_What is required:_ Go through the data below and copy it exactly, skipping every picture.

■ ■ ■ ■ ■

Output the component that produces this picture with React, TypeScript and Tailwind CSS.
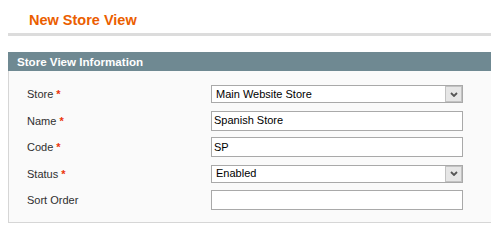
const fields = [
  { label: "Store", required: true, type: "select", value: "Main Website Store" },
  { label: "Name", required: true, type: "input", value: "Spanish Store" },
  { label: "Code", required: true, type: "input", value: "SP" },
  { label: "Status", required: true, type: "select", value: "Enabled" },
  { label: "Sort Order", required: false, type: "input", value: "" },
];

function SelectBox({ value }: { value: string }) {
  return (
    <div className="flex items-center justify-between w-[252px] h-[18px] border border-[#a9a9a9] bg-white">
      <span className="pl-[4px] text-[11px] text-black leading-none">{value}</span>
      <div className="flex items-center justify-center w-[17px] h-[16px] border border-[#c2c2c2] bg-[#e6e6e6]">
        <svg width="8" height="5" viewBox="0 0 8 5">
          <path d="M1 1 L4 4 L7 1" fill="none" stroke="#555" strokeWidth="1.8" />
        </svg>
      </div>
    </div>
  );
}

function TextBox({ value }: { value: string }) {
  return (
    <div className="flex items-center w-[252px] h-[20px] border border-[#a9a9a9] bg-white">
      <span className="pl-[2px] text-[11px] text-black leading-none">{value}</span>
    </div>
  );
}

export default function App() {
  return (
    <div className="w-[491px] h-[241px] bg-white overflow-hidden font-['Liberation_Sans',Arial,sans-serif]">
      <div className="pl-[8px]">
        <div className="h-[33px] pl-[21px] pt-[12px]">
          <h1 className="text-[14.5px] font-bold text-[#eb5e00] leading-[16px]">New Store View</h1>
        </div>
        <div className="h-[3px] bg-[#dcdcdc]" />
        <div className="mt-[16px] w-[490px]">
          <div className="flex items-center h-[19px] bg-[#6f8992] pl-[9px]">
            <span className="text-[11.6px] font-bold text-white">Store View Information</span>
          </div>
          <div className="bg-[#fafafa] border-l border-b border-[#d6d6d6] pl-[18px] pt-[10px] pb-[8.5px]">
            {fields.map((f) => (
              <div key={f.label} className="flex items-center h-[26.5px]">
                <div className="w-[184px] text-[11px] text-[#2f2f2f]">
                  {f.label}
                  {f.required && <span className="text-[#eb340a] font-bold"> *</span>}
                </div>
                {f.type === "select" ? <SelectBox value={f.value} /> : <TextBox value={f.value} />}
              </div>
            ))}
          </div>
        </div>
      </div>
    </div>
  );
}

■ ■ ■ ■ ■

_Task answer:_
Output the component that produces this picture with React, TypeScript and Tailwind CSS.
const fields = [
  { label: "Store", required: true, type: "select", value: "Main Website Store" },
  { label: "Name", required: true, type: "input", value: "Spanish Store" },
  { label: "Code", required: true, type: "input", value: "SP" },
  { label: "Status", required: true, type: "select", value: "Enabled" },
  { label: "Sort Order", required: false, type: "input", value: "" },
];

function SelectBox({ value }: { value: string }) {
  return (
    <div className="flex items-center justify-between w-[252px] h-[18px] border border-[#a9a9a9] bg-white">
      <span className="pl-[4px] text-[11px] text-black leading-none">{value}</span>
      <div className="flex items-center justify-center w-[17px] h-[16px] border border-[#c2c2c2] bg-[#e6e6e6]">
        <svg width="8" height="5" viewBox="0 0 8 5">
          <path d="M1 1 L4 4 L7 1" fill="none" stroke="#555" strokeWidth="1.8" />
        </svg>
      </div>
    </div>
  );
}

function TextBox({ value }: { value: string }) {
  return (
    <div className="flex items-center w-[252px] h-[20px] border border-[#a9a9a9] bg-white">
      <span className="pl-[2px] text-[11px] text-black leading-none">{value}</span>
    </div>
  );
}

export default function App() {
  return (
    <div className="w-[491px] h-[241px] bg-white overflow-hidden font-['Liberation_Sans',Arial,sans-serif]">
      <div className="pl-[8px]">
        <div className="h-[33px] pl-[21px] pt-[12px]">
          <h1 className="text-[14.5px] font-bold text-[#eb5e00] leading-[16px]">New Store View</h1>
        </div>
        <div className="h-[3px] bg-[#dcdcdc]" />
        <div className="mt-[16px] w-[490px]">
          <div className="flex items-center h-[19px] bg-[#6f8992] pl-[9px]">
            <span className="text-[11.6px] font-bold text-white">Store View Information</span>
          </div>
          <div className="bg-[#fafafa] border-l border-b border-[#d6d6d6] pl-[18px] pt-[10px] pb-[8.5px]">
            {fields.map((f) => (
              <div key={f.label} className="flex items-center h-[26.5px]">
                <div className="w-[184px] text-[11px] text-[#2f2f2f]">
                  {f.label}
                  {f.required && <span className="text-[#eb340a] font-bold"> *</span>}
                </div>
                {f.type === "select" ? <SelectBox value={f.value} /> : <TextBox value={f.value} />}
              </div>
            ))}
          </div>
        </div>
      </div>
    </div>
  );
}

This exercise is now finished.